(Entries with page source code)
***

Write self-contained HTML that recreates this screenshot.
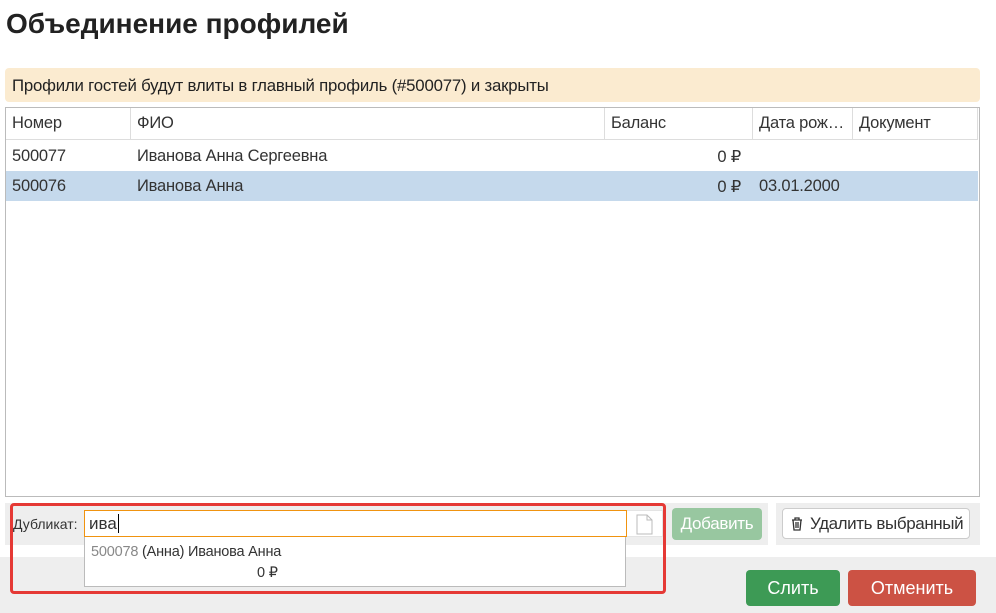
<!DOCTYPE html>
<html><head><meta charset="utf-8"><style>
*{box-sizing:border-box;margin:0;padding:0}
body{width:996px;height:613px;background:#fff;font-family:"Liberation Sans",sans-serif;font-size:16px;color:#333;position:relative;overflow:hidden}
.a{position:absolute}
h1{position:absolute;left:6px;top:8px;font-size:28px;font-weight:bold;color:#222;letter-spacing:0}
.banner{left:5px;top:68px;width:975px;height:34px;background:#fbebd0;border-radius:4px;padding:8px 7px;font-size:16.8px;color:#222;letter-spacing:-0.2px}
.tbl{left:5px;top:107px;width:975px;height:390px;border:1px solid #bbb;background:#fff}
.hd{position:absolute;left:0;top:0;width:972px;height:32px;border-bottom:1px solid #ddd}
.c{position:absolute;top:0;height:100%;padding:6px 6px;font-size:16.5px;white-space:nowrap;letter-spacing:-0.2px}
.hd .c{border-right:1px solid #ddd}
.row{position:absolute;left:0;width:972px;height:30px}
.foot{left:0;top:557px;width:996px;height:56px;background:#eee}
</style></head><body>
<h1>Объединение профилей</h1>
<div class="a banner">Профили гостей будут влиты в главный профиль (#500077) и закрыты</div>
<div class="a tbl">
 <div class="hd">
  <div class="c" style="left:0;width:125px">Номер</div>
  <div class="c" style="left:125px;width:474px">ФИО</div>
  <div class="c" style="left:599px;width:148px">Баланс</div>
  <div class="c" style="left:747px;width:100px">Дата рож…</div>
  <div class="c" style="left:847px;width:125px">Документ</div>
 </div>
 <div class="row" style="top:33px">
  <div class="c" style="left:0">500077</div>
  <div class="c" style="left:125px">Иванова Анна Сергеевна</div>
  <div class="c" style="left:599px;width:142px;text-align:right">0 ₽</div>
 </div>
 <div class="row" style="top:63px;background:#c5d9ec">
  <div class="c" style="left:0">500076</div>
  <div class="c" style="left:125px">Иванова Анна</div>
  <div class="c" style="left:599px;width:142px;text-align:right">0 ₽</div>
  <div class="c" style="left:747px">03.01.2000</div>
 </div>
</div>
<div class="a foot"></div>
<div class="a" style="left:5px;top:503px;width:660px;height:42px;background:#eee"></div>
<div class="a" style="left:665px;top:503px;width:103px;height:42px;background:#eee"></div>
<div class="a" style="left:776px;top:503px;width:204px;height:42px;background:#eee"></div>
<div class="a" style="left:13px;top:516px;font-size:14px;color:#333">Дубликат:</div>
<div class="a" style="left:84px;top:510px;width:543px;height:27px;border:1px solid #f0930f;background:#fff;padding:3px 4px;font-size:17px">ива<span style="border-left:1px solid #000;margin-left:1px"></span></div>
<div class="a" style="left:627px;top:510px;width:36px;height:27px;background:#fff;border:1px solid #e4e4e4;border-left:none">
 <svg width="36" height="27"><path d="M10 4h10l5 5v14H10z M20 4v5h5" fill="#fff" stroke="#bbb" stroke-width="1"/></svg></div>
<div class="a" style="left:84px;top:537px;width:542px;height:50px;background:#fff;border:1px solid #bbb;border-top:none;font-size:14.5px;letter-spacing:-0.2px">
 <div class="a" style="left:6px;top:7px"><span style="color:#888">500078</span> (Анна) Иванова Анна</div>
 <div class="a" style="left:172px;top:28px">0 ₽</div>
</div>
<div class="a" style="left:10px;top:503px;width:656px;height:91px;border:3px solid #e53935;border-radius:4px"></div>
<div class="a" style="left:672px;top:508px;width:90px;height:32px;background:#98c7a0;border-radius:4px;color:#fff;font-size:17px;text-align:center;line-height:32px;letter-spacing:-0.3px">Добавить</div>
<div class="a" style="left:782px;top:508px;width:188px;height:31px;background:#fff;border:1px solid #ccc;border-radius:4px;font-size:17px;line-height:29px;padding-left:27px;letter-spacing:-0.4px;white-space:nowrap">Удалить выбранный
 <svg class="a" style="left:8px;top:8px" width="12" height="14"><path d="M1 3h10M4 3V1h4v2M2 3l1 10h6l1-10M5 5v6M7 5v6" fill="none" stroke="#333" stroke-width="1.3"/></svg></div>
<div class="a" style="left:746px;top:570px;width:94px;height:36px;background:#3d9a55;border-radius:4px;color:#fff;font-size:18px;text-align:center;line-height:36px">Слить</div>
<div class="a" style="left:848px;top:570px;width:128px;height:36px;background:#cc5244;border-radius:4px;color:#fff;font-size:18px;text-align:center;line-height:36px">Отменить</div>
</body></html>
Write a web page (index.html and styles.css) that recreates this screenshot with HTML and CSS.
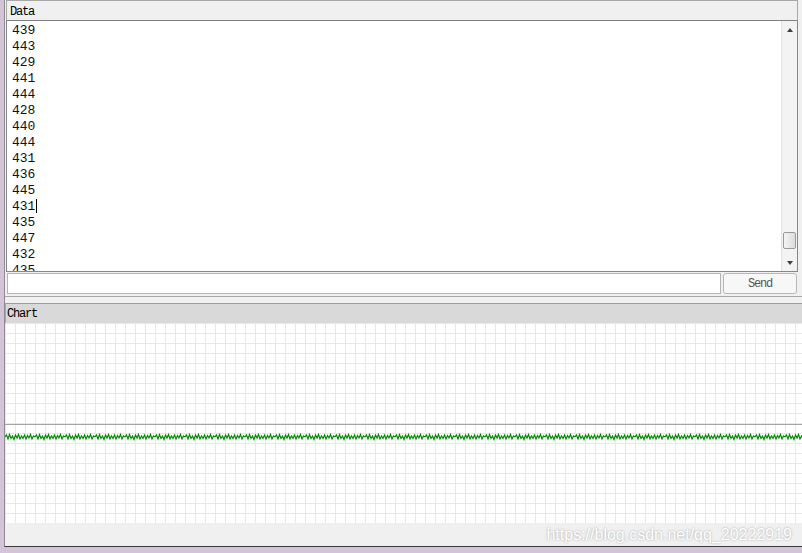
FILE: index.html
```html
<!DOCTYPE html>
<html>
<head>
    <meta http-equiv="Content-Type" content="text/html; charset=utf-8">
    <title>Serial</title>
    <link rel="stylesheet" href="styles.css">
</head>
<body>
    <div class="win">
        <div class="data">
            <div class="panel-head">Data</div>
            <div class="log">
                <div class="lines">
                    <div>439</div>
                    <div>443</div>
                    <div>429</div>
                    <div>441</div>
                    <div>444</div>
                    <div>428</div>
                    <div>440</div>
                    <div>444</div>
                    <div>431</div>
                    <div>436</div>
                    <div>445</div>
                    <div>431<span class="caret"></span></div>
                    <div>435</div>
                    <div>447</div>
                    <div>432</div>
                    <div>435</div>
                </div>
                <!-- scrollbar -->
                <div class="vscroll">
                    <div class="arrow up"></div>
                    <div class="track"><div class="thumb"></div></div>
                    <div class="arrow down"></div>
                </div>
            </div>
            <div class="send-row">
                <input class="send-input" type="text">
                <button class="send-btn">Send</button>
            </div>
        </div>
        <div class="band"></div>
        <div class="chart-head">Chart</div>
        <div class="chart">
            <div class="axis"></div>
            <svg class="wave" width="100%" height="12">
                <defs>
                    <pattern id="zig" patternUnits="userSpaceOnUse" width="30" height="12">
                        <path d="M0 6 L1.5 4 L3 8 L4.5 3.5 L6 7.5 L7.5 5 L9 8.5 L10.5 4 L12 7 L13.5 3.5 L15 8 L16.5 5 L18 7.5 L19.5 4 L21 8 L22.5 4.5 L24 7 L25.5 3.5 L27 8 L28.5 5 L30 6" fill="none" stroke="#008a00" stroke-width="1.2"/>
                    </pattern>
                </defs>
                <rect x="0" y="0" width="100%" height="12" fill="url(#zig)"/>
            </svg>
        </div>
        <div class="foot"></div>
        <div class="watermark">https://blog.csdn.net/qq_20222919</div>
    </div>
</body>
</html>
```

FILE: styles.css
```css
*{box-sizing:border-box;}
body{margin:0; height:553px; overflow:hidden; background:#d4c4d9; font-family:"Liberation Mono", monospace;}

.win{margin-left:4px; height:547px; background:#f0f0f0; border-left:1px solid #8c8c8c; border-bottom:1px solid #3a3a3a;
    display:flex; flex-direction:column; position:relative;}

/* data panel */
.data{margin:0 4px 0 1px;}
.panel-head{height:21px; border:1px solid #a8a8a8; border-bottom-color:#808080; background:#f0f0f0;
    font-size:12px; letter-spacing:-1.2px; line-height:19px; padding:2px 0 0 3px; color:#000;}
.log{height:251px; display:flex; background:#fff; border:1px solid #828790; border-top:0;}
.lines{flex:1; overflow:hidden; padding:2px 0 0 5px; font-size:13px; line-height:16px; color:#111;}
.caret{display:inline-block; width:1px; height:14px; background:#000; vertical-align:-3px; margin-left:1px;}

.vscroll{width:16px; display:flex; flex-direction:column; background:#f3f3f3; border-left:1px solid #e2e2e2;}
.arrow{height:17px; display:flex; align-items:center; justify-content:center;}
.arrow:before{content:""; border-left:3.5px solid transparent; border-right:3.5px solid transparent;}
.up:before{border-bottom:4px solid #404040;}
.down:before{border-top:4px solid #404040;}
.track{flex:1; display:flex; flex-direction:column; justify-content:flex-end; padding-bottom:5px;}
.thumb{height:17px; margin:0 1px; border:1px solid #9a9a9a; border-radius:2px; background:linear-gradient(90deg,#f4f4f4,#dcdcdc);}

.send-row{display:flex; gap:1px; padding:1px 1px 0 1px;}
.send-input{flex:1; height:21px; margin:0; border:1px solid #b5b5b5; background:#fff; outline:none;}
.send-btn{width:74px; height:21px; margin:0 0 0 1px; padding:0; border:1px solid #b8b8b8; border-radius:3px; background:#f7f7f7;
    font-family:"Liberation Mono", monospace; font-size:12px; letter-spacing:-1.2px; color:#555;}

.band{margin-top:2px; height:7px; border-top:1px solid #a8a8a8;}

/* chart */
.chart-head{height:20px; border-top:1px solid #9c9c9c; border-left:1px solid #a8a8a8; background:#d9d9d9; padding:2px 0 0 1px;
    font-size:12px; letter-spacing:-1.2px; line-height:17px; color:#000;}
.chart{height:200px; position:relative; background-color:#fff;
    background-image:linear-gradient(90deg,#e8e8e8 1px,transparent 1px), linear-gradient(#e8e8e8 1px,transparent 1px);
    background-size:10px 10px;}
.axis{position:absolute; left:0; right:0; top:101px; height:1px; background:#a4a4a4;}
.wave{position:absolute; left:0; top:108px; display:block;}

.foot{flex:1;}
.watermark{position:absolute; right:10px; bottom:2px; font-family:"Liberation Sans", Arial, sans-serif; font-size:16px; line-height:18px;
    color:#fff; text-shadow:0 0 2px rgba(0,0,0,0.35);}
```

***

▶ **AIM OF THE TASK**: Collect every line from the records above that contains the word "index".

▶ **WRITTEN RESPONSE**:
Write a web page (index.html and styles.css) that recreates this screenshot with HTML and CSS.
FILE: index.html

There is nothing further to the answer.